# [What is expected]
List each line of the data that holds the string "this".

# [Data lines]

* BEGIN *

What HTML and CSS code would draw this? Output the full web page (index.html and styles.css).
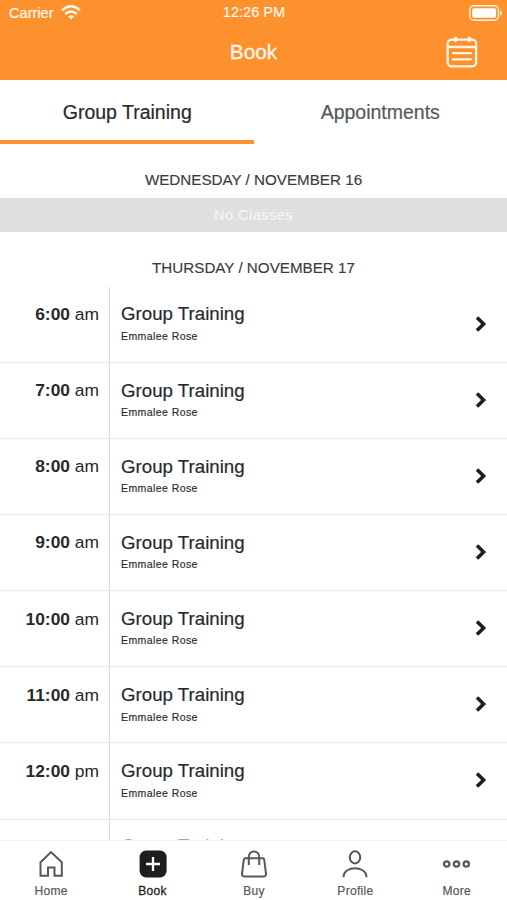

* END *
* BEGIN *

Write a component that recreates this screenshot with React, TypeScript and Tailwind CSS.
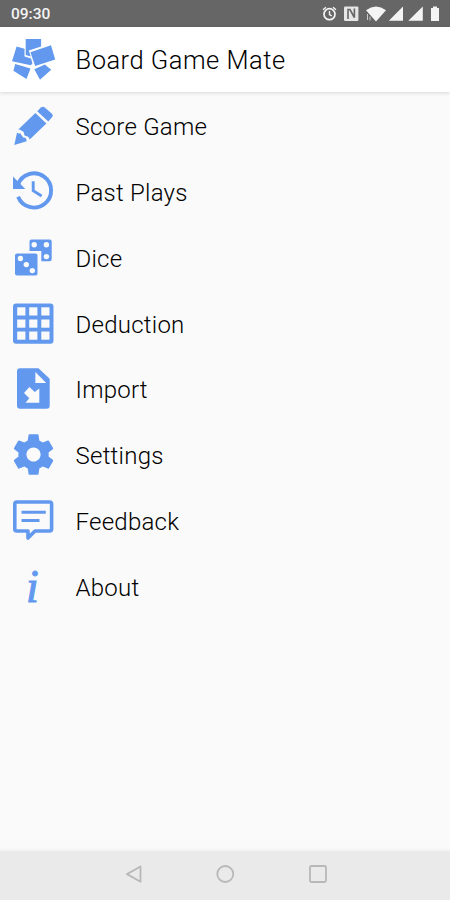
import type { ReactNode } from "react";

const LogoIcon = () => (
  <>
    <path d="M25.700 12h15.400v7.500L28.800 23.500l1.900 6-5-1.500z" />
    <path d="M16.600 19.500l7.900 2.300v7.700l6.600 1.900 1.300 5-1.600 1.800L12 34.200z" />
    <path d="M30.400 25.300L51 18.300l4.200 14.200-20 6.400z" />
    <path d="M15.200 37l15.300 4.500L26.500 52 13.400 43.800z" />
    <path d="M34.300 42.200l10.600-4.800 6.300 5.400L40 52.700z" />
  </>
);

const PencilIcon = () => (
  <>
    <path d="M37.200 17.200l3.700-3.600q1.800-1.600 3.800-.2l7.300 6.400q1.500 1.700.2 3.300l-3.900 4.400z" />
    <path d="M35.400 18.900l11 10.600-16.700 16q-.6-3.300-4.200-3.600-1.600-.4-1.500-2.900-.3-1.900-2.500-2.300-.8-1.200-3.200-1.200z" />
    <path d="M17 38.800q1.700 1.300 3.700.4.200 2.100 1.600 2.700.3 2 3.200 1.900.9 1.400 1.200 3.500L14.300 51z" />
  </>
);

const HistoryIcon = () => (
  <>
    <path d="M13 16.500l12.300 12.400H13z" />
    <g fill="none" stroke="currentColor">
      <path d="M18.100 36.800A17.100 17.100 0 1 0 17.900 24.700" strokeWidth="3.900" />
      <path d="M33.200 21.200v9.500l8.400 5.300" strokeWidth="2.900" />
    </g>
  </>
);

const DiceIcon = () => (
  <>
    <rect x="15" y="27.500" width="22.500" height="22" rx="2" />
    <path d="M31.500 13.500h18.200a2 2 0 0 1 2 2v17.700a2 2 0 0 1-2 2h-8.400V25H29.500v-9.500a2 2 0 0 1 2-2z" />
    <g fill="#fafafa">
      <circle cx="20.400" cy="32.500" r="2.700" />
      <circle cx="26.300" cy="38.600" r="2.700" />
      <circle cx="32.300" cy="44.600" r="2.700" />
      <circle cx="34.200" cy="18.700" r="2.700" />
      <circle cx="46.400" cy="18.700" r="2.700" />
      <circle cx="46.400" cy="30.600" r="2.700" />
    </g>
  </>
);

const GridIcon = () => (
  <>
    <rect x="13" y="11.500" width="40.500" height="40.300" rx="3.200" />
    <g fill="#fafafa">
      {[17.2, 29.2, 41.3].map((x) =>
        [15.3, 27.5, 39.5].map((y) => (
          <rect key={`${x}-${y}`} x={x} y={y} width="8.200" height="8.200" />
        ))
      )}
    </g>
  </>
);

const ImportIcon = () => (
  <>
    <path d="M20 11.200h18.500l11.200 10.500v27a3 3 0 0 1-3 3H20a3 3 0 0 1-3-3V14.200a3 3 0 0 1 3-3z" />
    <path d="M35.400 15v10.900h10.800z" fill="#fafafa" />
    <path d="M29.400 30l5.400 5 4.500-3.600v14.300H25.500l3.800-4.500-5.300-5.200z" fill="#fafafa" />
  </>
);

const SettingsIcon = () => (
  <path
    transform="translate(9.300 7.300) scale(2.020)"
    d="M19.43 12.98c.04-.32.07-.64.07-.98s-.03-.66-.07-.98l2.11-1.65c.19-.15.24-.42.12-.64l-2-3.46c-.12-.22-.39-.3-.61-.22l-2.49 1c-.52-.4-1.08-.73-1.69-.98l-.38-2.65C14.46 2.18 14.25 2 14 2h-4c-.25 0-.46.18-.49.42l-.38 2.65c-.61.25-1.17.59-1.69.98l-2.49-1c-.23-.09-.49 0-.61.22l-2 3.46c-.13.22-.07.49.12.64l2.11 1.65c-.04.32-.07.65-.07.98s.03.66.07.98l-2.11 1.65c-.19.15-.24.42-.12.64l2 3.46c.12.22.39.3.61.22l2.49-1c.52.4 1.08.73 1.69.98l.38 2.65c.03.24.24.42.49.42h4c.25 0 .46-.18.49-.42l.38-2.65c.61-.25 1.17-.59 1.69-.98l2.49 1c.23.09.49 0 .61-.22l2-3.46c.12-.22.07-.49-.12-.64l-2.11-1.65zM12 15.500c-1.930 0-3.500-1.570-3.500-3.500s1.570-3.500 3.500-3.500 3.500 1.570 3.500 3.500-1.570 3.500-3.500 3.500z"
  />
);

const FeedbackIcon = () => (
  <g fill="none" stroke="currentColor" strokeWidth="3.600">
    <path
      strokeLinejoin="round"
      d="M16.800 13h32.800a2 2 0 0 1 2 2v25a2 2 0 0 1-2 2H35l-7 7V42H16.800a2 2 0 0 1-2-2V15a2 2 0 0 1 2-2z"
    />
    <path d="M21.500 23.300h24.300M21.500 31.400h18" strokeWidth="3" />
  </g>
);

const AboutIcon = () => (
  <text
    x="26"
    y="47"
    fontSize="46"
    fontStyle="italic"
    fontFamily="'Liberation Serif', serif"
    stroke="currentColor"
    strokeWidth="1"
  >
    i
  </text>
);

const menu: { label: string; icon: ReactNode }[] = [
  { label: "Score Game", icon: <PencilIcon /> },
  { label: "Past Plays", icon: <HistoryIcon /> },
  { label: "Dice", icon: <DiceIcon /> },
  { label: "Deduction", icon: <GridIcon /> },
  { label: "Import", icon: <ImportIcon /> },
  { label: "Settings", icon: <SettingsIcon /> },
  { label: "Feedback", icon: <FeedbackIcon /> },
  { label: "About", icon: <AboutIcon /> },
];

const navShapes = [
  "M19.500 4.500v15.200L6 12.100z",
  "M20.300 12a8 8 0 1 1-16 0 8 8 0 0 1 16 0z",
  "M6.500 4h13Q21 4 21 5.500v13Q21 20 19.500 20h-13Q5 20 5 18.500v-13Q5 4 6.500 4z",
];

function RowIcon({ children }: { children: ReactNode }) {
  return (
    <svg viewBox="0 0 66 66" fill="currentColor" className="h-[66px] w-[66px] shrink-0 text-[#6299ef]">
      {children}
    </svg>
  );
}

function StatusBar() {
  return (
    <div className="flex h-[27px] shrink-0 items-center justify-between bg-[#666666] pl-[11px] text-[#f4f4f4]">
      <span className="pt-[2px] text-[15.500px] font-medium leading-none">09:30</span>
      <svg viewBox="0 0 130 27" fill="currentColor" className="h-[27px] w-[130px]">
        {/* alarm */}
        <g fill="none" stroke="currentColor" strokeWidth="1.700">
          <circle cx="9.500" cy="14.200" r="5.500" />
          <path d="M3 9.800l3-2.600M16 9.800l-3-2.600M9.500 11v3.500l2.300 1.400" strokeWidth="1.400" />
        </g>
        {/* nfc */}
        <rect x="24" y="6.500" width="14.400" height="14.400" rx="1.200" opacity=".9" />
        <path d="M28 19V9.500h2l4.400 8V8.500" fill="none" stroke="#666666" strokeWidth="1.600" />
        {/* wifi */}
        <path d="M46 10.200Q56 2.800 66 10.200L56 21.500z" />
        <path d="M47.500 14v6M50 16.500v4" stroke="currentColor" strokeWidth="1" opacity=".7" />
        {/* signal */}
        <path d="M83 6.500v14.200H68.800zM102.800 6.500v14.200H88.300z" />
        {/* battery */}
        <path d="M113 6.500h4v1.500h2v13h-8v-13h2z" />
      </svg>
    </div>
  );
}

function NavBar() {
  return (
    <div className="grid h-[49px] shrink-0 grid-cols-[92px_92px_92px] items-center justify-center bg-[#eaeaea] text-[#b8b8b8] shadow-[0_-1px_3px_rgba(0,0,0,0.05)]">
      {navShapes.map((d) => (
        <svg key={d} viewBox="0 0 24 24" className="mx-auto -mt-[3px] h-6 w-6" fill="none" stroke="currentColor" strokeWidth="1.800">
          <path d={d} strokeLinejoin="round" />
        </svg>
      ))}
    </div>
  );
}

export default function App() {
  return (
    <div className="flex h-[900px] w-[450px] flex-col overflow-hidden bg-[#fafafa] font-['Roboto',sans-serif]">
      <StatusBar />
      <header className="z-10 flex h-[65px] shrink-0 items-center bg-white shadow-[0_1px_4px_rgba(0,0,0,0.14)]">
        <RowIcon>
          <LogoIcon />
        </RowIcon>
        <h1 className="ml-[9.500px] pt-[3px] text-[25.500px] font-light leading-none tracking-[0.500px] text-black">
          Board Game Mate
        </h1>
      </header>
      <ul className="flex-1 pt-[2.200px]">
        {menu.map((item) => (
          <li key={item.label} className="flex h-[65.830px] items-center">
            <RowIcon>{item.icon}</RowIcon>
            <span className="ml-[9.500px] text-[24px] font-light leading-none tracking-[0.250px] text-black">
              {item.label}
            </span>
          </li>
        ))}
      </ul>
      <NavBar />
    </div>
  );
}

* END *

# [Task answer]
What HTML and CSS code would draw this? Output the full web page (index.html and styles.css).
Write a component that recreates this screenshot with React, TypeScript and Tailwind CSS.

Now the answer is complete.